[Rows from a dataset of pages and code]
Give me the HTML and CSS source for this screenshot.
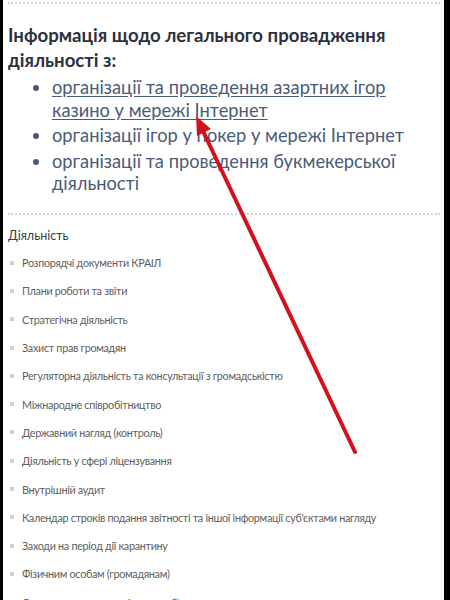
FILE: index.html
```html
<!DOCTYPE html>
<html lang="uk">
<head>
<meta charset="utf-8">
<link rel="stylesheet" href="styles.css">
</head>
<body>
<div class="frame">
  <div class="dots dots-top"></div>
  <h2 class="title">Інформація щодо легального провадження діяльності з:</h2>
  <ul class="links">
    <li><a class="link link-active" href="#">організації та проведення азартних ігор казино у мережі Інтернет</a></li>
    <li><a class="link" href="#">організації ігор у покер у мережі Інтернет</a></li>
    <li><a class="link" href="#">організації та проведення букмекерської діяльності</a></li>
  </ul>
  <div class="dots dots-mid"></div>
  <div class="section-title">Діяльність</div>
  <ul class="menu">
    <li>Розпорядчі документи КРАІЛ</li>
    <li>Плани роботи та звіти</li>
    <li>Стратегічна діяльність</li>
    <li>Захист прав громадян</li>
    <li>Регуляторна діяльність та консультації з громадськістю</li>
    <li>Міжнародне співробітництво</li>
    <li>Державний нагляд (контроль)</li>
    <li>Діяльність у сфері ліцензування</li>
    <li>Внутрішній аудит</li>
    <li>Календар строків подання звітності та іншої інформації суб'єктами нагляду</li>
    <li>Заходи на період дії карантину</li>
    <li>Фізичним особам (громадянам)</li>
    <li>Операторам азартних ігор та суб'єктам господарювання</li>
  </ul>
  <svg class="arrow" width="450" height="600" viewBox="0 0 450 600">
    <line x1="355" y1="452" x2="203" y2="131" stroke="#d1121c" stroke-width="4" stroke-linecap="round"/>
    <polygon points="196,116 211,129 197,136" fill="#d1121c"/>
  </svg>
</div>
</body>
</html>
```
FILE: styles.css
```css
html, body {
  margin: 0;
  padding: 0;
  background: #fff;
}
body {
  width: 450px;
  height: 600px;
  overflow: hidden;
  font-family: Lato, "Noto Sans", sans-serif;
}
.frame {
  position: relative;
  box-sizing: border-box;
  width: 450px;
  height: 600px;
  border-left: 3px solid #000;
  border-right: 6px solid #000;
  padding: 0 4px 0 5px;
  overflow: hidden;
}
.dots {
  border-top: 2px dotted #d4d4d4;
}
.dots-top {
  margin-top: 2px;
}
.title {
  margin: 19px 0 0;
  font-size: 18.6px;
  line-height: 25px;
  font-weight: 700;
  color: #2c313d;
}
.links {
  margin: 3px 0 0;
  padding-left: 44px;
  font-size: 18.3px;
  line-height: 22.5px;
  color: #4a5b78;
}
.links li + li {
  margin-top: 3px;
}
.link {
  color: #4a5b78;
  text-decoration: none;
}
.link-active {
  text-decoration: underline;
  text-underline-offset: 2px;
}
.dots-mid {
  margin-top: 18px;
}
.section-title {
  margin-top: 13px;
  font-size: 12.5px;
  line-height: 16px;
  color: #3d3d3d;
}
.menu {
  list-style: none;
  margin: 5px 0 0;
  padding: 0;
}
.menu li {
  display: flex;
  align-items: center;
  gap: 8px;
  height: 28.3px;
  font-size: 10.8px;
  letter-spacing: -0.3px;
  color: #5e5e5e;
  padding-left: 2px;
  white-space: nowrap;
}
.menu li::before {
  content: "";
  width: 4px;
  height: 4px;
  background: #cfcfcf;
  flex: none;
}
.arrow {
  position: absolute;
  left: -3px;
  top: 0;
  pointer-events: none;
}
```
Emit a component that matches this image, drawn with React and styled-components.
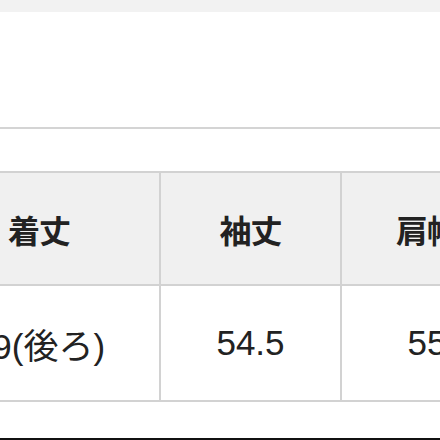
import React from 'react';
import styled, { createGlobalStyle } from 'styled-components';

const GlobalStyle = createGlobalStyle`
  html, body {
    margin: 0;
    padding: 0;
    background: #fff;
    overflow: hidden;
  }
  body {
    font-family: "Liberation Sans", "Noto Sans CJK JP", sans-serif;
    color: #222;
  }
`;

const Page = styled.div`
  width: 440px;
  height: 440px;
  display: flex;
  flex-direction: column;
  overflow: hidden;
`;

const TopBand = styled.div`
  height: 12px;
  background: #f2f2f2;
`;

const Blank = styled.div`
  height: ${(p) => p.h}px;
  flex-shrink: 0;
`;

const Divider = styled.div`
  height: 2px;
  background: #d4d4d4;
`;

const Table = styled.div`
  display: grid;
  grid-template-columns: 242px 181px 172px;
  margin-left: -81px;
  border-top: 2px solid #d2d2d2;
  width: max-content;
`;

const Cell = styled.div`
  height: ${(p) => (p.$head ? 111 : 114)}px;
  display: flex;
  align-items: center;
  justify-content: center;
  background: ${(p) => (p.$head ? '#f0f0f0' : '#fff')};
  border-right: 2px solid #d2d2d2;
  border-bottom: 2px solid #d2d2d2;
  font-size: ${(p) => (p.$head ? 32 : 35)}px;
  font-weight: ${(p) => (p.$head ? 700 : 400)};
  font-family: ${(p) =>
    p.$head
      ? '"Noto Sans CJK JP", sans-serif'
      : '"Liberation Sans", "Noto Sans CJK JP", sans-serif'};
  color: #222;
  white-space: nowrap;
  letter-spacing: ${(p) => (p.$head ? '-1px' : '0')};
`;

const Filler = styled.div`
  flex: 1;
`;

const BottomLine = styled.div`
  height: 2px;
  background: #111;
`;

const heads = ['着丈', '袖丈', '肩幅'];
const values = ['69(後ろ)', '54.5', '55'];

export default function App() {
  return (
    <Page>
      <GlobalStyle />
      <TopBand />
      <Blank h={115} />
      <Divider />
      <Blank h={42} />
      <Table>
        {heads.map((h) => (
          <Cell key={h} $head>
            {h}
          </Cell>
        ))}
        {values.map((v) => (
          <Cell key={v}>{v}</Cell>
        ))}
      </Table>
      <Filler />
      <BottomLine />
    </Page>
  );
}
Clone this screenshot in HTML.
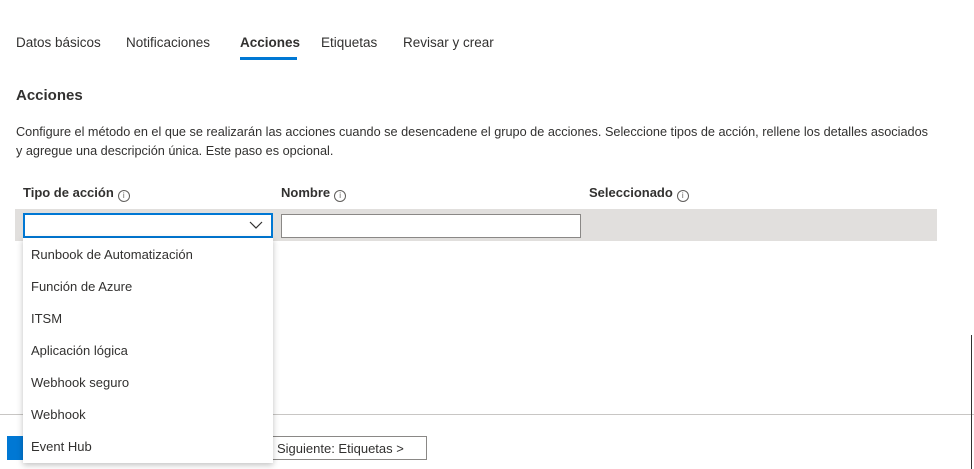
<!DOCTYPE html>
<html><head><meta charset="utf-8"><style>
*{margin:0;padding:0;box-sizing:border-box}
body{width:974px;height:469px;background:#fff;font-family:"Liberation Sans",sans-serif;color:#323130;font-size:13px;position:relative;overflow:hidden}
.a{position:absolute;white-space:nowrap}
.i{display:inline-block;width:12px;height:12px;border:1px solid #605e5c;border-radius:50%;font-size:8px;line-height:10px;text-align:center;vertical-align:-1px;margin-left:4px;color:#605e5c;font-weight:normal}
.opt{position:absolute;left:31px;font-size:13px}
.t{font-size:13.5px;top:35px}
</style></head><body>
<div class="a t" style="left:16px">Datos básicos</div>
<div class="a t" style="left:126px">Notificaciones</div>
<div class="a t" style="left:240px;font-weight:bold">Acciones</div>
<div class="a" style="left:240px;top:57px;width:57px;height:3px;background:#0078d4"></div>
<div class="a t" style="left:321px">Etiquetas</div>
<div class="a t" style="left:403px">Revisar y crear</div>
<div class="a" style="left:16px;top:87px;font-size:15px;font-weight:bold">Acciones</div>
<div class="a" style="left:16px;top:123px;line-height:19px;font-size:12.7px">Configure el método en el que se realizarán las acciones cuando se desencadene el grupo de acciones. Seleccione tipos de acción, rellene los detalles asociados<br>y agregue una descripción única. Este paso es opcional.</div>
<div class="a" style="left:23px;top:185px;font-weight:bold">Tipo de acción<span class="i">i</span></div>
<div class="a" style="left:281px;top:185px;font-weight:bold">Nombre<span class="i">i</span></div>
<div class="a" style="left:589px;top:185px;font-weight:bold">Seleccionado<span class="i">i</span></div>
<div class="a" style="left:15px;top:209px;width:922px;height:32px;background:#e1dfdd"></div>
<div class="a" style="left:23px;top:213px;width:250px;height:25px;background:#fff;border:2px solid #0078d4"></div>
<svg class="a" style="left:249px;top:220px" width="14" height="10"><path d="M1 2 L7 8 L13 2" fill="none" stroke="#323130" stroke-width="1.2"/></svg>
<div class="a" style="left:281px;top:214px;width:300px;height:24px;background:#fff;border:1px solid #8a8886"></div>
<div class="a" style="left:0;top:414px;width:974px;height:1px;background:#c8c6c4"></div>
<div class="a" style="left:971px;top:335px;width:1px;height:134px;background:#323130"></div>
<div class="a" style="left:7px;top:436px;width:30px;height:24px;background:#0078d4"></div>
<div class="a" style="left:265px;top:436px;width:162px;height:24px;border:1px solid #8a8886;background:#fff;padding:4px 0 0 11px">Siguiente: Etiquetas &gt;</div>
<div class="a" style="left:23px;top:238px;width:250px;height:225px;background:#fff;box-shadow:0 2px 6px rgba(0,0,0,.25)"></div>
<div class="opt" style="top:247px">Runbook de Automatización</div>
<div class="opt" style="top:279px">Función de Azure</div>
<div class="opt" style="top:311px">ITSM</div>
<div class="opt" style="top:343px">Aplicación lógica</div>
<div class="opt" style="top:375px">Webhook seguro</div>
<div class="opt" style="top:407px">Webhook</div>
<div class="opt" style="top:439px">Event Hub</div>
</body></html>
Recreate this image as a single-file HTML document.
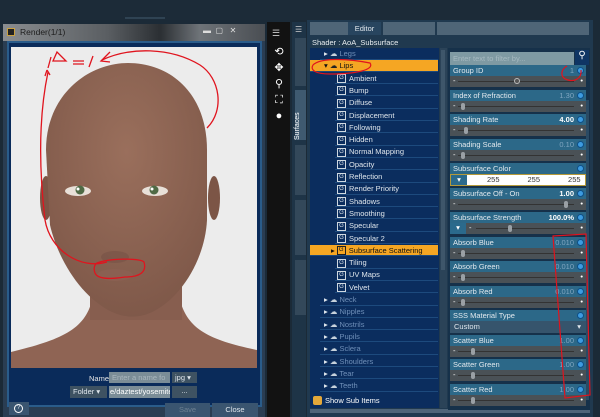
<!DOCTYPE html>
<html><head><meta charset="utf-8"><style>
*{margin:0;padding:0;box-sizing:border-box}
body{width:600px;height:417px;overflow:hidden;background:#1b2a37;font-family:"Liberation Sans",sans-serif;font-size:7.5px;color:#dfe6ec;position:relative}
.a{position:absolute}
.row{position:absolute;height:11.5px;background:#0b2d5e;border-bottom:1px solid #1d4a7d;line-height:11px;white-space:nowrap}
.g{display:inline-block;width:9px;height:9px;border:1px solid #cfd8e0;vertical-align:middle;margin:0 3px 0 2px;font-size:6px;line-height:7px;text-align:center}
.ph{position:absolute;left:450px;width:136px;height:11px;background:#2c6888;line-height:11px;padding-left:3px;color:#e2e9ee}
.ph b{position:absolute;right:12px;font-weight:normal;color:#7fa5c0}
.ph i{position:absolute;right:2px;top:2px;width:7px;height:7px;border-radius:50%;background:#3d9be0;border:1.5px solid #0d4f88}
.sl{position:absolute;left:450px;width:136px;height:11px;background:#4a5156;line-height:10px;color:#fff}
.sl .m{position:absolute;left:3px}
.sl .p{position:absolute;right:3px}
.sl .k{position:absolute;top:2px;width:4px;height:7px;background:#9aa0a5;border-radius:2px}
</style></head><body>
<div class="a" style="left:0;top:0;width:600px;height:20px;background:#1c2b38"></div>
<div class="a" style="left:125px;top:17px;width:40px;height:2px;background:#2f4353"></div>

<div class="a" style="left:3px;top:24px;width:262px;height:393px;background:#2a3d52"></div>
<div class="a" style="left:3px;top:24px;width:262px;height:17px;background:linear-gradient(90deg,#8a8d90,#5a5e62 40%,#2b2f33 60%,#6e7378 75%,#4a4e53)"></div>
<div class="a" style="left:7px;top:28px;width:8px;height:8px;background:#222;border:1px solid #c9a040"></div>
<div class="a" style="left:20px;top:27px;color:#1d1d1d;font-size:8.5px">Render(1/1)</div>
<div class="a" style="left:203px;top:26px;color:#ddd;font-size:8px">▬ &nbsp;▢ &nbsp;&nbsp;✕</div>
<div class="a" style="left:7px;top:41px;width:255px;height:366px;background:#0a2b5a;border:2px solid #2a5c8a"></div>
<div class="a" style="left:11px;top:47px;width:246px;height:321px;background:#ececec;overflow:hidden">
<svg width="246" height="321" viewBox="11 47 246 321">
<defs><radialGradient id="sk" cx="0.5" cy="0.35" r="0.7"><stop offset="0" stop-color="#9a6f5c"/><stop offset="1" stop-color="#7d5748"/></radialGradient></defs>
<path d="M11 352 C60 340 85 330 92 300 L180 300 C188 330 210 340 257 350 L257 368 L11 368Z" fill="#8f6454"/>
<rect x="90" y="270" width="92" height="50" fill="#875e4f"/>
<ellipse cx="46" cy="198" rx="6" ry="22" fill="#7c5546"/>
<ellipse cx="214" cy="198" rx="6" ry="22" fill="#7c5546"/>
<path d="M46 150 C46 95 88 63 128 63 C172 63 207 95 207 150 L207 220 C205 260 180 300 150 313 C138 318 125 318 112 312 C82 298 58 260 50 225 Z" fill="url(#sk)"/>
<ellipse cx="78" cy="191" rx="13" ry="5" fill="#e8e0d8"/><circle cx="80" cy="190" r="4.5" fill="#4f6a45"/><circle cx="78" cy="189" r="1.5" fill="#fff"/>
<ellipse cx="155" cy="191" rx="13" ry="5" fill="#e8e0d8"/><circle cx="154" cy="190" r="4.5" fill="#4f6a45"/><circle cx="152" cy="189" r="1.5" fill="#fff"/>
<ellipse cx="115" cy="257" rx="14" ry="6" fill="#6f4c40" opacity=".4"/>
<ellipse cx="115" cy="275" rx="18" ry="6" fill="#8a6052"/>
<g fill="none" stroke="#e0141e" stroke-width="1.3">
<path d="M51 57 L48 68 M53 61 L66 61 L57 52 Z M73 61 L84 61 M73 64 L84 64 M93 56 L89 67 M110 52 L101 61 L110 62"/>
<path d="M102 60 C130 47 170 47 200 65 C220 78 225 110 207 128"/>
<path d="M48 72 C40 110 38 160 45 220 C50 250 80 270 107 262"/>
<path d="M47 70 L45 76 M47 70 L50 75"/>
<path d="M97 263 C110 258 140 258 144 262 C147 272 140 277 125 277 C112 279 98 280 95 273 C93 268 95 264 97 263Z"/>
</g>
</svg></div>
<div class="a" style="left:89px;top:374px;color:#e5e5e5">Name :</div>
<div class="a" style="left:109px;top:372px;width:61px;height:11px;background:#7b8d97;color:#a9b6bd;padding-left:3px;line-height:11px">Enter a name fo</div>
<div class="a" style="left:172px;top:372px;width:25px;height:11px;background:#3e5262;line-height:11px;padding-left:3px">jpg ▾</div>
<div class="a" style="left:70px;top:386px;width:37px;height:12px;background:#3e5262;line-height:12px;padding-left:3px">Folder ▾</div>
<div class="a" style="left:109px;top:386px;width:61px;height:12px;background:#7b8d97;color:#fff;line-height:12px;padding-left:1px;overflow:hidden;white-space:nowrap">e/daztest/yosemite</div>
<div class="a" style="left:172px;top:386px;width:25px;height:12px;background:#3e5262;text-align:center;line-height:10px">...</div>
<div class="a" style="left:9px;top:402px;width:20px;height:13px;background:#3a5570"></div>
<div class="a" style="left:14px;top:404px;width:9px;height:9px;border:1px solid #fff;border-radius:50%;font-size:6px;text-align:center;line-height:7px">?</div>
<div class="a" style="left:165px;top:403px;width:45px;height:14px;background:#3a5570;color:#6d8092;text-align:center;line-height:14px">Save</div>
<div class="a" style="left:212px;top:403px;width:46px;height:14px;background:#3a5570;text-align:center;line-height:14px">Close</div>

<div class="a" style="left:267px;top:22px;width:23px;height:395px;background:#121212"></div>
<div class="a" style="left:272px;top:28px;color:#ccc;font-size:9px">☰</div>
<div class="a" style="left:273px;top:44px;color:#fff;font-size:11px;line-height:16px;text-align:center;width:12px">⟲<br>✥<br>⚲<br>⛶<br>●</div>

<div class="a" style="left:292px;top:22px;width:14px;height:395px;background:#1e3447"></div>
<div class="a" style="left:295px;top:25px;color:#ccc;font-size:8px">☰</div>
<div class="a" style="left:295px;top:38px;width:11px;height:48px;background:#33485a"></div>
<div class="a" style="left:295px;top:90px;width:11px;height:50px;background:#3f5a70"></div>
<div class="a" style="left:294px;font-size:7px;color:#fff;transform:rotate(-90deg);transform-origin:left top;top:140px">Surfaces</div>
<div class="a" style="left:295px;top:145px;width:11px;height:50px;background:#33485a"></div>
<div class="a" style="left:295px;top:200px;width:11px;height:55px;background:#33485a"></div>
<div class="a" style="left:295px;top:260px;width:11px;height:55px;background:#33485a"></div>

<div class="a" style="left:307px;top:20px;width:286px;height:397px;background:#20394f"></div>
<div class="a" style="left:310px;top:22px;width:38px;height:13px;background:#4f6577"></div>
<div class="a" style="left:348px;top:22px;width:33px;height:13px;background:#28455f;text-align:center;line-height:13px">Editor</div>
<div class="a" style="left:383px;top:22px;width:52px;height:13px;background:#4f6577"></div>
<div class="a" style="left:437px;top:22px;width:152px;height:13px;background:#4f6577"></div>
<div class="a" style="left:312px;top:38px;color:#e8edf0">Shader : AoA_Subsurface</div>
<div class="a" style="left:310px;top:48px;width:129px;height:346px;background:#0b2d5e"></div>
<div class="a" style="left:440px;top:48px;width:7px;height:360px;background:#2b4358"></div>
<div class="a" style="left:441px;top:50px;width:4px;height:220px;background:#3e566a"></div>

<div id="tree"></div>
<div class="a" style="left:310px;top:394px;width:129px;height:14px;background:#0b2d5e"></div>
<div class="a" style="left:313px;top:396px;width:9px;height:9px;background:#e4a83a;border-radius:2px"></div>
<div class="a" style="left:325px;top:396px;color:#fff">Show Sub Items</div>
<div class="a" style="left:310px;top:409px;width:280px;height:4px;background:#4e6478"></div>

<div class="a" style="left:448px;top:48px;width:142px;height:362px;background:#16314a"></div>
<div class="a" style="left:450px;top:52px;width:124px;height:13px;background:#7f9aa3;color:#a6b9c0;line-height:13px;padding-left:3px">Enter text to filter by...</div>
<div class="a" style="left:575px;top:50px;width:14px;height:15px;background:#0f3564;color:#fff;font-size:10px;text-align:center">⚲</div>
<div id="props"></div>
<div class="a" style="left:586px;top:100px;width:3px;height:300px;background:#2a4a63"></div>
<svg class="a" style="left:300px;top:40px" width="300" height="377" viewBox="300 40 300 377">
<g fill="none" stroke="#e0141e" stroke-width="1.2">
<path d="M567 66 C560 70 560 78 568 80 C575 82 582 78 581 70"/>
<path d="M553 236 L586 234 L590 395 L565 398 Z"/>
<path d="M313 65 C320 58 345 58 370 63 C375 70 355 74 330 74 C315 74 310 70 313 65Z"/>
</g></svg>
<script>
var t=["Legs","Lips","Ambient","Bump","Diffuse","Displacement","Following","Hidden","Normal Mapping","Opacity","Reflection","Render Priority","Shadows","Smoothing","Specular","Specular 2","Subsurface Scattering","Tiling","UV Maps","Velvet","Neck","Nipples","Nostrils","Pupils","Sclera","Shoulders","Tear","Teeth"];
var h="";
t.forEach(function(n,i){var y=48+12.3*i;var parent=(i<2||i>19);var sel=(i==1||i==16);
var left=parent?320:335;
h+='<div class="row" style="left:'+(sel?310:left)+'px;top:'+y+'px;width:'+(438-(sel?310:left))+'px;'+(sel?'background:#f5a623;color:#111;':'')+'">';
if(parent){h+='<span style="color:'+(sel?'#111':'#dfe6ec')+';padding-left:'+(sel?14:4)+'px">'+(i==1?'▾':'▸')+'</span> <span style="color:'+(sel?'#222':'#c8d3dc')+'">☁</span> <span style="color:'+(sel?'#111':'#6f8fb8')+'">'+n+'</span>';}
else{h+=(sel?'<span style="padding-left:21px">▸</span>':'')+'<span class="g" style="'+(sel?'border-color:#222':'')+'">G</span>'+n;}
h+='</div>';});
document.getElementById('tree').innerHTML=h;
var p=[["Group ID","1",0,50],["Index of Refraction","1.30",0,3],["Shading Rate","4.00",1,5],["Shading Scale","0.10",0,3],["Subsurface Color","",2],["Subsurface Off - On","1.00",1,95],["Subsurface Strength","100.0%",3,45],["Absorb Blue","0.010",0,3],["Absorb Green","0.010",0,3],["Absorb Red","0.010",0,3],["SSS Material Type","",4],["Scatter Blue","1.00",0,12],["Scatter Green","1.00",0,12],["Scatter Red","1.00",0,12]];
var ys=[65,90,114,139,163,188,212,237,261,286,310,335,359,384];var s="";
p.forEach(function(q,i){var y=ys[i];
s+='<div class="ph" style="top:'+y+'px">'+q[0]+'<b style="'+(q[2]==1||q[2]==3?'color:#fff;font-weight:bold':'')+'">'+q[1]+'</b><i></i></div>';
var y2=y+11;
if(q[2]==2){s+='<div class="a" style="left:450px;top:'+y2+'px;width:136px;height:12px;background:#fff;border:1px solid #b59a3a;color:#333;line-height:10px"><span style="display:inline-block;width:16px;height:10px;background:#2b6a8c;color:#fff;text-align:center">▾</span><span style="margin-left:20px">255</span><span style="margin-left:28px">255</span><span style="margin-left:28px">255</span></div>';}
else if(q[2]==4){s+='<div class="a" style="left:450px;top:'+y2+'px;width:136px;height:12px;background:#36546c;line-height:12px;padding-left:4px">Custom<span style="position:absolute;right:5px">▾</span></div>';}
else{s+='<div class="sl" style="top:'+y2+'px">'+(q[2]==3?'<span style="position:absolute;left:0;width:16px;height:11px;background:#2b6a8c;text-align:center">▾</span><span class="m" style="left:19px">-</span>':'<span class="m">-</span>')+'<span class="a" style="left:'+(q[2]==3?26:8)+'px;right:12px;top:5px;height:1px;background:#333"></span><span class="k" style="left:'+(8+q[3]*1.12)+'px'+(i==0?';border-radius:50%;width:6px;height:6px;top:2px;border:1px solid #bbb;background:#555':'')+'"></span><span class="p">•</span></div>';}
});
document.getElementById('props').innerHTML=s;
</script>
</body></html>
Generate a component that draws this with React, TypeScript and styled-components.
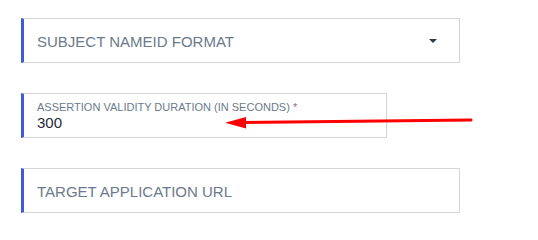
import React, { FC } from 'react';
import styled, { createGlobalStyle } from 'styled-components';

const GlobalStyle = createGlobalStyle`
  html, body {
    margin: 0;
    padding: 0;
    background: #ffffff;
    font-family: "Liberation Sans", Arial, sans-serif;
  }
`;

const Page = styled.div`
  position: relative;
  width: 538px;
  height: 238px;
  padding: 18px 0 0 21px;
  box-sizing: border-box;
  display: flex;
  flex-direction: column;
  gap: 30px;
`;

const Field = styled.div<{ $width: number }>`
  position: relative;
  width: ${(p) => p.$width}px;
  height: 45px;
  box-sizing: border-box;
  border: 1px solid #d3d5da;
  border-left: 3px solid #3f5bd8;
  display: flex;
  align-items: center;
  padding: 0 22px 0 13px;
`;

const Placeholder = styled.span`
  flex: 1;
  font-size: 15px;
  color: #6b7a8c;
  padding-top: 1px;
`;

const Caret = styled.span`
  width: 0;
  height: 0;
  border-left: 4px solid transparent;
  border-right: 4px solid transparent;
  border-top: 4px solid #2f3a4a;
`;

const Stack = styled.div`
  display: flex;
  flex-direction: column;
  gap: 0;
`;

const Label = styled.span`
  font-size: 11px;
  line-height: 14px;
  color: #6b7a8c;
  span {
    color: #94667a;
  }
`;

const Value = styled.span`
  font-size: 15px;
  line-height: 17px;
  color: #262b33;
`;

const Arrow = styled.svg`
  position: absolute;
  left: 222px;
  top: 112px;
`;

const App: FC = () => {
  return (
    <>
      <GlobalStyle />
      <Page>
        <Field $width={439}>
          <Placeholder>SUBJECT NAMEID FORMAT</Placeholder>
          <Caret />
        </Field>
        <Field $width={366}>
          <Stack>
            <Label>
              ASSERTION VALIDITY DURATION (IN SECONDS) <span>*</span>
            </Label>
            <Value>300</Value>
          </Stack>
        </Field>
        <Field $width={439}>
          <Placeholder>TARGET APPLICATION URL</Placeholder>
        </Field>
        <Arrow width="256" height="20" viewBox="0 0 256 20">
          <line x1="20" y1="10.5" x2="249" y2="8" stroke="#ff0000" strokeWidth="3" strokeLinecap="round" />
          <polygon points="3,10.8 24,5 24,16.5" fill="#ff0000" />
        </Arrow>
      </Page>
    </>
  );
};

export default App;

■ Instructions for the task ■
Check every line of the records above for the string "React" and say how many contain it, giving the number alone.

■ Full output ■
4